The spectral mapping theorem for polynomials gives a direct rule for how eigenvalues change when a matrix is transformed by a polynomial: the spectrum of p(A) is exactly the set of values p(λ) as λ ranges over the spectrum of A. That matters because it turns what could be a fresh eigenvalue computation for a new matrix into a simple “plug-in” operation on the old eigenvalues.

The discussion starts from the eigenvalue equation A x = Λ x, emphasizing complex-valued matrices so eigenvalues may be complex as well. Multiplying by A again shows that A^2 x = Λ^2 x, so x remains an eigenvector for A^2 while the eigenvalue squares. Repeating the argument (and using induction) yields the general pattern: for every natural power m, A^m has the same eigenvectors as A, with eigenvalues Λ^m. This power behavior extends naturally from monomials to polynomials.

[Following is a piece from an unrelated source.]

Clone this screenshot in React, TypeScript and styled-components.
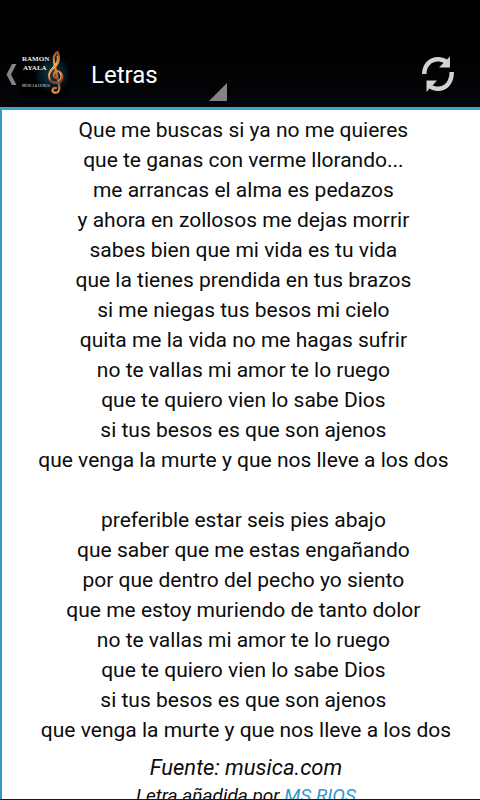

A polynomial p(z) = c_m z^m + … + c_1 z + c_0 is turned into a matrix polynomial p(A) by substituting A for z. The constant term requires the identity matrix: c_0 I, so the whole expression becomes a well-defined n×n matrix. With that setup, the spectral mapping theorem can be stated: the spectrum of p(A) is determined completely by the spectrum of A, and specifically equals {p(Λ) : Λ ∈ spectrum(A)}. As a consequence, if spectrum(A) has n elements, then spectrum(p(A)) has at most n elements. A constant polynomial illustrates the extreme case: if p(z)=c_0, then p(A)=c_0 I and the spectrum collapses to the single value {c_0}.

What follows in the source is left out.